FastTD3 offers researchers a significant speedup in training complex humanoid agents.

Ready-to-go codebase with detailed instructions and pre-configured hyperparameters for each task
Support popular benchmarks: HumanoidBench, MuJoCo Playground, and IsaacLab
User-friendly features that can accelerate your research, such as rendering rollouts, torch optimizations (AMP and compile), and saving and loading checkpoints

⚙️ Prerequisites

Before you begin, ensure you have the following installed:

Conda (for environment management)
Git LFS (Large File Storage) -- For IsaacLab
CMake -- For IsaacLab

And the following system packages:

sudo apt install libglfw3 libgl1-mesa-glx libosmesa6 git-lfs cmake

📖 Installation

This project requires different Conda environments for different sets of experiments.

Common Setup

First, ensure the common dependencies are installed as mentioned in the Prerequisites section.
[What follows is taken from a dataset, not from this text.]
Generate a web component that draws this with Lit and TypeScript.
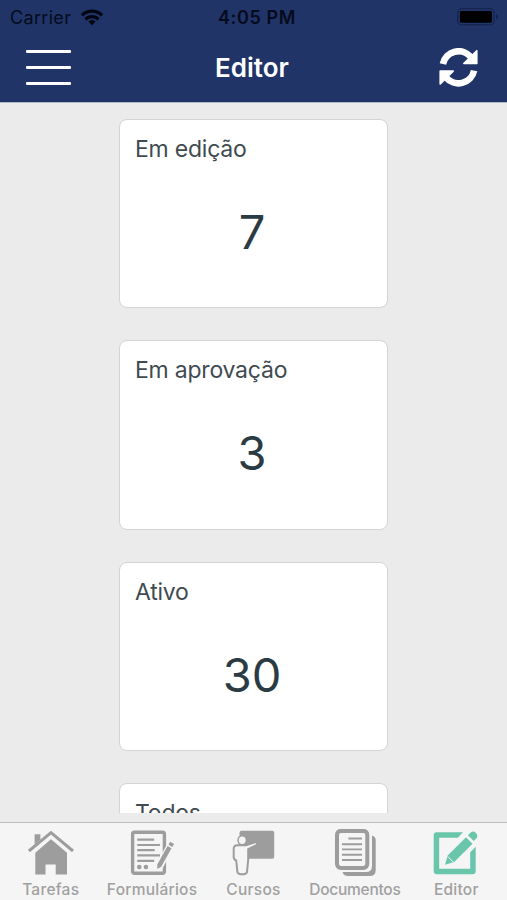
import { LitElement, html, svg, css } from "lit";
import { customElement, property } from "lit/decorators.js";
import { classMap } from "lit/directives/class-map.js";

const wifi = svg`<svg viewBox="0 0 24 17" width="24" height="17">
  <g fill="none" stroke="#020611" stroke-width="3.1">
    <path d="M1.9 6.3a14.3 14.3 0 0 1 20.2 0"/>
    <path d="M5.5 10.3a9.2 9.2 0 0 1 13 0"/>
  </g>
  <path d="M8.3 12.6a5.2 5.2 0 0 1 7.4 0L12 16.3z" fill="#020611"/>
</svg>`;

const battery = svg`<svg viewBox="0 0 42 18" width="42" height="18">
  <rect x=".7" y=".7" width="36.3" height="16" rx="3.8" fill="none" stroke="#13204a" stroke-width="1.1"/>
  <rect x="2.9" y="2.9" width="32" height="11.8" rx="1.4" fill="#000"/>
  <path d="M39 6v5.4q2-1 2-2.7T39 6z" fill="#13204a"/>
</svg>`;

const refresh = svg`<svg viewBox="0 0 39 39" width="39" height="39">
  <path d="M3.900 16A16 16 0 0 1 32 9.200" fill="none" stroke="#fff" stroke-width="6.600"/>
  <path d="M37.800 2.700v12.800H24.800z" fill="#fff" stroke="#fff" stroke-width="1.600" stroke-linejoin="round"/>
  <path d="M35.100 22.600A16 16 0 0 1 7 29.400" fill="none" stroke="#fff" stroke-width="6.600"/>
  <path d="M1.200 35.900V23.100h13z" fill="#fff" stroke="#fff" stroke-width="1.600" stroke-linejoin="round"/>
</svg>`;

const home = svg`<svg viewBox="0 0 48 48">
  <path d="M7.600 5.200h5.800v5.200l-5.800 5z" fill="#9d9d9d"/>
  <path d="M1.900 22 24 3.600 46 22" fill="none" stroke="#9d9d9d" stroke-width="3"/>
  <path d="M8.300 23.800 24 10.300l16 13.500v21.700H28.700V35.400H18.500v10.100H8.300z" fill="#9d9d9d"/>
</svg>`;

const form = svg`<svg viewBox="0 0 48 48">
  <rect x="4.600" y="3.300" width="31.800" height="41" rx="2" fill="none" stroke="#9d9d9d" stroke-width="3.400"/>
  <path d="M9.200 10.700h17M9.200 16H32M9.200 21.100h17.500M9.200 26.400H32M9.200 31.800h17" stroke="#9d9d9d" stroke-width="2.200"/>
  <circle cx="11.300" cy="38" r="2.300" fill="#9d9d9d"/><circle cx="17.900" cy="38" r="2.300" fill="#9d9d9d"/>
  <path d="M31 38 44.500 13" stroke="#f5f5f5" stroke-width="7.500"/>
  <path d="M29.300 40v-4.500L39.600 17l3.900 2.300L33.200 37.700z" fill="#9d9d9d"/>
  <path d="m40.500 15.700 1.700-3 3.900 2.200-1.700 3z" fill="#9d9d9d"/>
</svg>`;

const teacher = svg`<svg viewBox="0 0 48 48">
  <rect x="10.500" y="1.700" width="34.700" height="28" rx="2" fill="#9d9d9d"/>
  <path d="M8.200 16.300h9l8.800-3q1.900-.3 2.200 1.100.2 1.300-1.300 2l-7.700 3.700v10.500L18 43q-.4 2.300-4.800 2.300T8.400 43L7.200 31.500q-2.500-.8-2.500-3.500v-8q0-3.700 3.500-3.700z" fill="#f5f5f5" stroke="#9d9d9d" stroke-width="2"/>
  <ellipse cx="13.200" cy="11.300" rx="4.200" ry="4.500" fill="#f5f5f5" stroke="#9d9d9d" stroke-width="1.500"/>
</svg>`;

const docs = svg`<svg viewBox="0 0 48 48">
  <path d="M41 6.500q3.700 1 3.700 4.500v30q0 6-6 6H17q-4.500 0-5.500-4H35q6 0 6-6z" fill="#9d9d9d"/>
  <rect x="6" y="1.900" width="30.300" height="37" rx="3.800" fill="#f5f5f5" stroke="#9d9d9d" stroke-width="4"/>
  <path d="M17.400 9.500H31M11 15.200h20M11 20.400h20M11 25.800h20M11 31h20" stroke="#9d9d9d" stroke-width="1.900"/>
</svg>`;

const edit = svg`<svg viewBox="0 0 48 48">
  <path d="M31 3.300 25.800 8.800H7.200v31h31V23.300l5.500-5.600v24.600q0 3-3 3h-36q-3 0-3-3v-36q0-3 3-3z" fill="#69c6aa"/>
  <path d="m13 35.800 2.700-9.200L34 8.300l6.500 6.500-18.300 18.300z" fill="#69c6aa"/>
  <path d="m15.600 27.300 5.800 5.800" stroke="#f5f5f5" stroke-width="1"/>
  <path d="m35.900 6.300 2.500-2.600q2.800-2.400 5.500.2t.4 5.600l-2.500 2.600z" fill="#69c6aa"/>
</svg>`;

@customElement("count-card")
export class CountCard extends LitElement {
  @property() label = "";
  @property() value = "";

  static styles = css`
    :host {
      display: flex;
      flex-direction: column;
      flex: none;
      box-sizing: border-box;
      width: 269px;
      height: 189.500px;
      padding: 14px 15px;
      border: 1.500px solid #d4d4d4;
      border-radius: 8px;
      background: #fff;
      color: #2b3b43;
    }
    .label {
      font-size: 23px;
      line-height: 30px;
      letter-spacing: -0.220px;
      color: #3f4b50;
    }
    .value {
      text-align: center;
      font-size: 47px;
      line-height: 56px;
      margin: 40px 3px 0 0;
    }
  `;

  render() {
    return html`<div class="label">${this.label}</div><div class="value">${this.value}</div>`;
  }
}

@customElement("app-root")
export class AppRoot extends LitElement {
  static styles = css`
    :host {
      display: flex;
      flex-direction: column;
      width: 507px;
      height: 900px;
      overflow: hidden;
      background: #ebebeb;
      font-family: Inter, "Liberation Sans", sans-serif;
    }
    svg { display: block; }
    .top {
      flex: none;
      height: 103px;
      background: #203468;
      border-bottom: 1px solid #b4b9c6;
      box-sizing: border-box;
    }
    .status {
      display: grid;
      grid-template-columns: 1fr auto 1fr;
      align-items: center;
      height: 34px;
      padding: 0 8px 0 10px;
      color: #050b1c;
      font-size: 18px;
    }
    .carrier { display: flex; align-items: center; gap: 9px; letter-spacing: 0.320px; }
    .time { font-weight: 600; letter-spacing: 0.650px; margin-left: 5px; }
    .battery { justify-self: end; }
    .nav {
      display: grid;
      grid-template-columns: 1fr auto 1fr;
      align-items: center;
      height: 66px;
      padding: 0 29px 0 26px;
    }
    .menu { display: flex; flex-direction: column; gap: 13px; width: 44.500px; }
    .bar { height: 3px; background: #fff; border-radius: 1px; }
    .title { color: #fff; font-size: 26px; font-weight: 600; }
    .refresh { justify-self: end; }
    .list {
      flex: none;
      display: flex;
      flex-direction: column;
      align-items: center;
      gap: 32.100px;
      box-sizing: border-box;
      height: 710px;
      padding-top: 15.500px;
      overflow: hidden;
    }
    .tabs {
      display: grid;
      grid-template-columns: repeat(5, 1fr);
      box-sizing: border-box;
      height: 78px;
      margin-top: 9px;
      padding-top: 6px;
      border-top: 1.500px solid #bdbdbd;
      background: #f5f5f5;
    }
    .tab { display: flex; flex-direction: column; align-items: center; }
    .tab svg { width: 48px; height: 48px; }
    .name {
      margin-top: 2px;
      font-size: 15.500px;
      font-weight: 500;
      line-height: 21px;
      letter-spacing: 0.250px;
      color: #a0a0a0;
      white-space: nowrap;
    }
    .tight { letter-spacing: -0.250px; }
  `;

  private cards = [
    ["Em edição", "7"],
    ["Em aprovação", "3"],
    ["Ativo", "30"],
    ["Todos", ""],
  ];

  private tabs = [
    { name: "Tarefas", icon: home },
    { name: "Formulários", icon: form },
    { name: "Cursos", icon: teacher },
    { name: "Documentos", icon: docs, tight: true },
    { name: "Editor", icon: edit },
  ];

  render() {
    return html`
      <header class="top">
        <div class="status">
          <div class="carrier"><span>Carrier</span>${wifi}</div>
          <div class="time">4:05 PM</div>
          <div class="battery">${battery}</div>
        </div>
        <div class="nav">
          <div class="menu"><div class="bar"></div><div class="bar"></div><div class="bar"></div></div>
          <div class="title">Editor</div>
          <div class="refresh">${refresh}</div>
        </div>
      </header>
      <main class="list">
        ${this.cards.map(([label, value]) => html`<count-card .label=${label} .value=${value}></count-card>`)}
      </main>
      <nav class="tabs">
        ${this.tabs.map(
          (t) => html`<div class="tab">${t.icon}<div class=${classMap({ name: true, tight: !!t.tight })}>${t.name}</div></div>`,
        )}
      </nav>
    `;
  }
}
Environment for HumanoidBench

conda create -n fasttd3_hb -y python=3.10
conda activate fasttd3_hb
pip install --editable git+https://github.com/carlosferrazza/humanoid-bench.git#egg=humanoid-bench
pip install -r requirements/requirements.txt

Environment for MuJoCo Playground

conda create -n fasttd3_playground -y python=3.10
conda activate fasttd3_playground
pip install -r requirements/requirements_playground.txt

⚠️ Note: Our requirements_playground.txt specifies Jax==0.4.35, which we found to be stable for latest GPUs in certain tasks such as LeapCubeReorient or LeapCubeRotateZAxis

⚠️ Note: Current FastTD3 codebase uses customized MuJoCo Playground that supports saving last observations into info dictionary. We will work on incorporating this change into official repository hopefully soon.

Environment for IsaacLab

conda create -n fasttd3_isaaclab -y python=3.10
conda activate fasttd3_isaaclab

# Install IsaacLab (refer to official documentation for the latest steps)
# Official Quickstart: https://isaac-sim.github.io/IsaacLab/main/source/setup/quickstart.html
pip install 'isaacsim[all,extscache]==4.5.0' --extra-index-url https://pypi.nvidia.com
git clone https://github.com/isaac-sim/IsaacLab.git
cd IsaacLab
./isaaclab.sh --install
cd ..

# Install project-specific requirements
pip install -r requirements/requirements.txt

Environment for MTBench

MTBench does not support humanoid experiments, but is a useful multi-task benchmark with massive parallel simulation. This could be useful for users who want to use FastTD3 for their multi-task experiments.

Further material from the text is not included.